- [Task brief]:
Go over the entries below line by line, copying each one that contains the word "with".

-------- Entries supplied

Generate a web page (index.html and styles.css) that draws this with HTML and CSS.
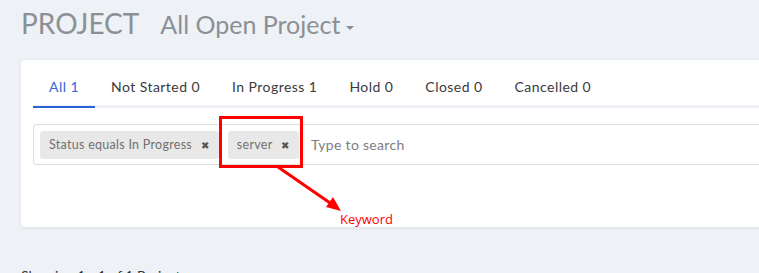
FILE: index.html
```html
<!DOCTYPE html>
<html lang="en">
  <head>
    <meta charset="UTF-8" />
    <meta name="viewport" content="width=device-width, initial-scale=1.0" />
    <title>Projects</title>
    <link rel="stylesheet" href="styles.css">
  </head>
  <body>
    <div class="page-head">
      <span class="page-title">PROJECT</span>
      <span class="view-select">All Open Project <span class="caret"></span></span>
    </div>

    <div class="card">
      <ul class="tabs">
        <li class="tab active">All 1</li>
        <li class="tab">Not Started 0</li>
        <li class="tab">In Progress 1</li>
        <li class="tab">Hold 0</li>
        <li class="tab">Closed 0</li>
        <li class="tab">Cancelled 0</li>
      </ul>

      <div class="search-box">
        <span class="chip">Status equals In Progress <span class="chip-x">&#10006;</span></span>
        <span class="chip">server <span class="chip-x">&#10006;</span></span>
        <input type="text" class="search-input" placeholder="Type to search" />
      </div>

      <!-- annotation -->
      <div class="note-box"></div>
      <svg class="note-arrow" width="80" height="50" viewBox="0 0 80 50">
        <line x1="3" y1="2" x2="58" y2="40" stroke="#f00" stroke-width="3" />
        <polygon points="66,46 51,42 58,32" fill="#f00" />
      </svg>
      <span class="note-text">Keyword</span>
    </div>

    <p class="showing">Showing 1 - 1 of 1 Projects</p>
  </body>
</html>
```

FILE: styles.css
```css
body {
  margin: 0;
  padding: 0 0 0 21px;
  background-color: #eef2f6;
  font-family: Lato, "Noto Sans", sans-serif;
  color: #333;
  overflow: hidden;
}

.page-head {
  height: 60px;
  display: flex;
  align-items: baseline;
  gap: 21px;
  color: #8b9095;
}

.page-title {
  font-size: 28px;
  line-height: 46px;
}

.view-select {
  font-size: 25px;
}

.caret {
  display: inline-block;
  width: 0;
  height: 0;
  margin-left: -1px;
  vertical-align: middle;
  border-left: 4px solid transparent;
  border-right: 4px solid transparent;
  border-top: 4px solid #8b9095;
}

.card {
  position: relative;
  width: 800px;
  height: 167px;
  box-sizing: border-box;
  padding: 12px 12px 0;
  background-color: #fff;
  border-radius: 4px;
  box-shadow: 0 1px 4px rgba(0, 0, 0, 0.08);
}

.tabs {
  display: flex;
  margin: 0;
  padding: 0;
  list-style: none;
  border-bottom: 3px solid #eef2f6;
}

.tab {
  height: 34px;
  line-height: 30px;
  padding: 0 16px;
  margin-bottom: -3px;
  font-size: 14px;
  letter-spacing: 0.45px;
  color: #3a3a3a;
  border-bottom: 2px solid transparent;
}

.tab.active {
  color: #3566d6;
  border-bottom-color: #2a62d8;
}

.search-box {
  display: flex;
  align-items: center;
  gap: 9px;
  height: 41px;
  margin-top: 16px;
  padding: 0 6px;
  box-sizing: border-box;
  border: 1px solid #ddd;
  border-radius: 3px;
}

.chip {
  height: 28px;
  line-height: 28px;
  padding: 0 10px 0 9px;
  background-color: #e8e8e8;
  border-radius: 3px;
  font-size: 12.5px;
  letter-spacing: 0.28px;
  color: #707070;
  white-space: nowrap;
}

.chip-x {
  margin-left: 5px;
  font-size: 10px;
  color: #555;
}

.search-input {
  flex: 1;
  border: none;
  outline: none;
  padding: 0 0 0 3px;
  font-family: inherit;
  font-size: 14px;
  letter-spacing: 0.3px;
}

.search-input::placeholder {
  color: #7d7d7d;
}

.note-box {
  position: absolute;
  left: 198px;
  top: 56px;
  width: 78px;
  height: 46px;
  border: 3px solid #f00;
}

.note-arrow {
  position: absolute;
  left: 254px;
  top: 105px;
}

.note-text {
  position: absolute;
  left: 319px;
  top: 150px;
  font-family: "Open Sans", sans-serif;
  font-size: 13px;
  color: #f00;
}

.showing {
  margin: 40px 0 0;
  font-size: 14px;
  color: #333;
}
```
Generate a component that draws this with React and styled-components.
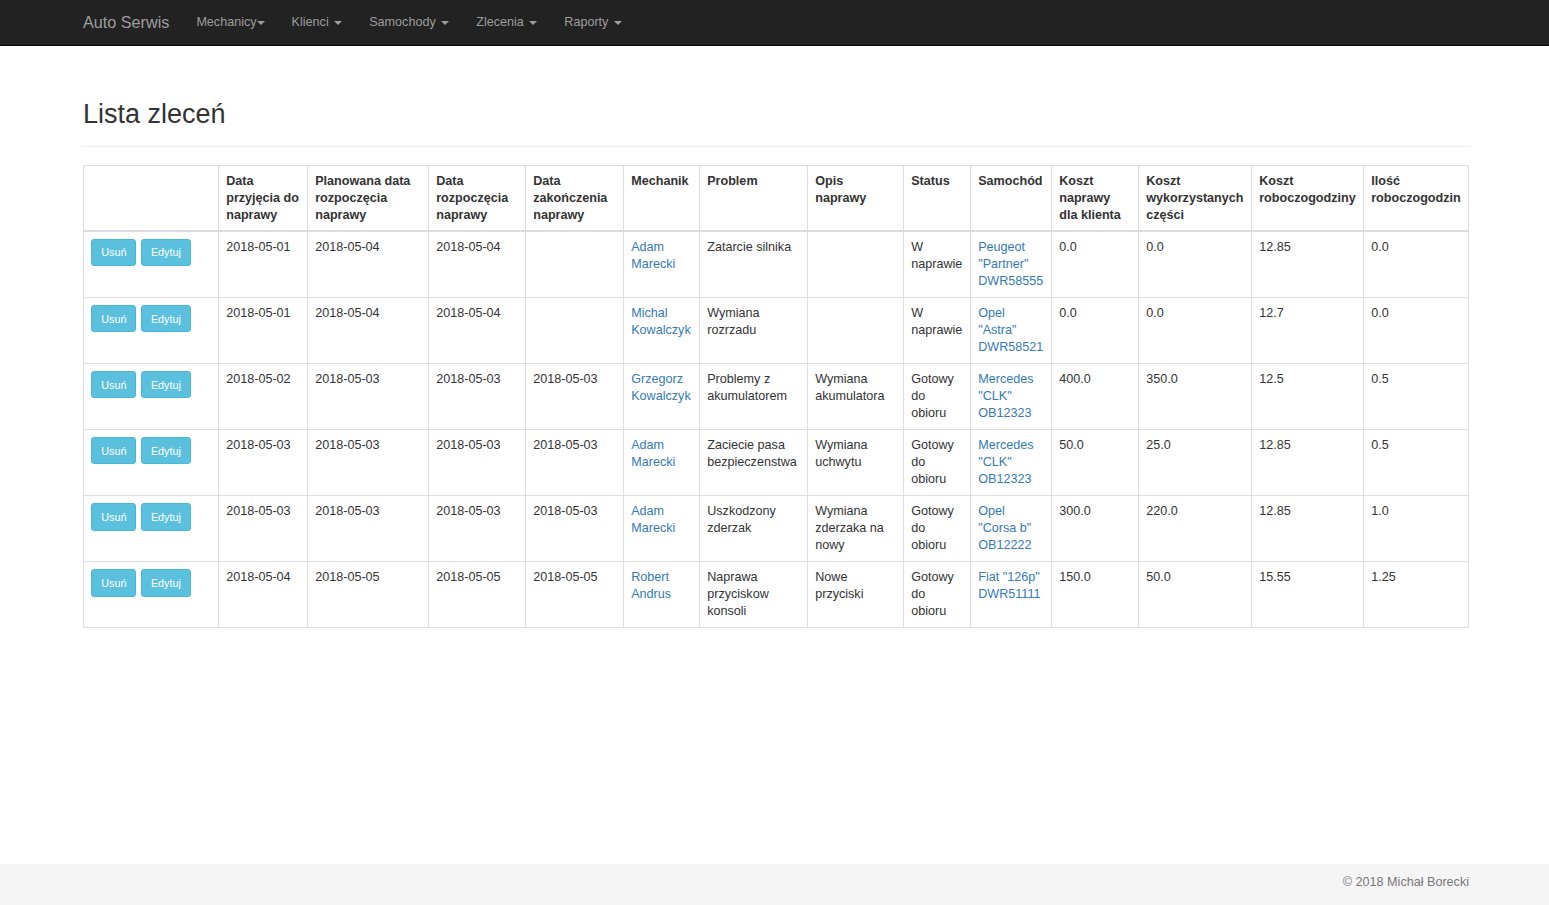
import React from "react";
import styled, { createGlobalStyle } from "styled-components";

const GlobalStyle = createGlobalStyle`
  * {
    box-sizing: border-box;
  }

  html,
  body {
    margin: 0;
    padding: 0;
  }

  body {
    font-family: "Liberation Sans", Arial, Helvetica, sans-serif;
    font-size: 12.6px;
    line-height: 16.9px;
    color: #333;
    background: #fff;
  }
`;

const Page = styled.div`
  min-height: 100vh;
  display: flex;
  flex-direction: column;
`;

const Navbar = styled.nav`
  height: 46px;
  background: #222;
  border-bottom: 1px solid #080808;
  display: flex;
  align-items: center;
  padding-left: 69.5px;
`;

const Brand = styled.a`
  padding: 0 13.5px;
  font-size: 16.2px;
  color: #9d9d9d;
  text-decoration: none;
`;

const NavList = styled.ul`
  display: flex;
  list-style: none;
  margin: 0;
  padding: 0;
`;

const NavLink = styled.a`
  display: block;
  padding: 0 13.5px;
  line-height: 17px;
  color: #9d9d9d;
  text-decoration: none;
`;

const Caret = styled.span`
  display: inline-block;
  width: 0;
  height: 0;
  margin-left: ${(props) => (props.$tight ? "0" : "2px")};
  vertical-align: middle;
  border-top: 4px solid #9d9d9d;
  border-left: 4px solid transparent;
  border-right: 4px solid transparent;
`;

const Main = styled.main`
  flex: 1;
  padding: 0 80px 0 83px;
`;

const PageHeader = styled.div`
  margin-top: 53.5px;
  padding-bottom: 16.5px;
  margin-bottom: 18px;
  border-bottom: 1px solid #eee;
`;

const Title = styled.h2`
  margin: 0;
  font-size: 27px;
  font-weight: 500;
  line-height: 1.1;
  color: #333;
`;

const Table = styled.table`
  width: 1386px;
  table-layout: fixed;
  border-collapse: collapse;
  border: 1px solid #ddd;
`;

const Col = styled.col`
  width: ${(props) => props.$w}px;
`;

const HeadCell = styled.th`
  padding: 7.2px 7.2px 6.2px;
  text-align: left;
  vertical-align: top;
  font-weight: bold;
  border: 1px solid #ddd;
  border-bottom-width: 2px;
`;

const Cell = styled.td`
  padding: 7.2px;
  vertical-align: top;
  border: 1px solid #ddd;
`;

const Link = styled.a`
  color: #337ab7;
  text-decoration: none;
`;

const ActionButton = styled.button`
  display: inline-block;
  vertical-align: top;
  margin-right: 4.5px;
  padding: 4.5px 9px;
  font-family: inherit;
  font-size: 10.8px;
  line-height: 16.2px;
  color: #fff;
  background: #5bc0de;
  border: 1px solid #46b8da;
  border-radius: 3px;
  cursor: pointer;
`;

const Footer = styled.footer`
  height: 41px;
  padding: 10px 80px 0 83px;
  background: #f5f5f5;
  color: #777;
  text-align: right;
  line-height: 17px;
`;

const columns = [
  { title: "", w: 135 },
  { title: "Data przyjęcia do naprawy", w: 89 },
  { title: "Planowana data rozpoczęcia naprawy", w: 121 },
  { title: "Data rozpoczęcia naprawy", w: 97 },
  { title: "Data zakończenia naprawy", w: 98 },
  { title: "Mechanik", w: 76 },
  { title: "Problem", w: 108 },
  { title: "Opis naprawy", w: 96 },
  { title: "Status", w: 67 },
  { title: "Samochód", w: 81 },
  { title: "Koszt naprawy dla klienta", w: 87 },
  { title: "Koszt wykorzystanych części", w: 113 },
  { title: "Koszt roboczogodziny", w: 112 },
  { title: "Ilość roboczogodzin", w: 105 },
];

const orders = [
  ["2018-05-01", "2018-05-04", "2018-05-04", "", "Adam Marecki", "Zatarcie silnika", "", "W naprawie", 'Peugeot "Partner" DWR58555', "0.0", "0.0", "12.85", "0.0"],
  ["2018-05-01", "2018-05-04", "2018-05-04", "", "Michal Kowalczyk", "Wymiana rozrzadu", "", "W naprawie", 'Opel "Astra" DWR58521', "0.0", "0.0", "12.7", "0.0"],
  ["2018-05-02", "2018-05-03", "2018-05-03", "2018-05-03", "Grzegorz Kowalczyk", "Problemy z akumulatorem", "Wymiana akumulatora", "Gotowy do obioru", 'Mercedes "CLK" OB12323', "400.0", "350.0", "12.5", "0.5"],
  ["2018-05-03", "2018-05-03", "2018-05-03", "2018-05-03", "Adam Marecki", "Zaciecie pasa bezpieczenstwa", "Wymiana uchwytu", "Gotowy do obioru", 'Mercedes "CLK" OB12323', "50.0", "25.0", "12.85", "0.5"],
  ["2018-05-03", "2018-05-03", "2018-05-03", "2018-05-03", "Adam Marecki", "Uszkodzony zderzak", "Wymiana zderzaka na nowy", "Gotowy do obioru", 'Opel "Corsa b" OB12222', "300.0", "220.0", "12.85", "1.0"],
  ["2018-05-04", "2018-05-05", "2018-05-05", "2018-05-05", "Robert Andrus", "Naprawa przyciskow konsoli", "Nowe przyciski", "Gotowy do obioru", 'Fiat "126p" DWR51111', "150.0", "50.0", "15.55", "1.25"],
];

const linkColumns = [4, 8];

const menu = ["Mechanicy", "Klienci", "Samochody", "Zlecenia", "Raporty"];

export default function App() {
  return (
    <Page>
      <GlobalStyle />
      <Navbar>
        <Brand href="#">Auto Serwis</Brand>
        <NavList>
          {menu.map((item, i) => (
            <li key={item}>
              <NavLink href="#">
                {item}
                {i === 0 ? "" : " "}
                <Caret $tight={i === 0} />
              </NavLink>
            </li>
          ))}
        </NavList>
      </Navbar>

      <Main>
        <PageHeader>
          <Title>Lista zleceń</Title>
        </PageHeader>

        <Table>
          <colgroup>
            {columns.map((c, i) => (
              <Col key={i} $w={c.w} />
            ))}
          </colgroup>
          <thead>
            <tr>
              {columns.map((c, i) => (
                <HeadCell key={i}>{c.title}</HeadCell>
              ))}
            </tr>
          </thead>
          <tbody>
            {orders.map((row, r) => (
              <tr key={r}>
                <Cell>
                  <ActionButton>Usuń</ActionButton>
                  <ActionButton>Edytuj</ActionButton>
                </Cell>
                {row.map((value, i) => (
                  <Cell key={i}>
                    {linkColumns.includes(i) ? <Link href="#">{value}</Link> : value}
                  </Cell>
                ))}
              </tr>
            ))}
          </tbody>
        </Table>
      </Main>

      <Footer>© 2018 Michał Borecki</Footer>
    </Page>
  );
}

----------------

- [Complete response]:
Generate a web page (index.html and styles.css) that draws this with HTML and CSS.
Generate a component that draws this with React and styled-components.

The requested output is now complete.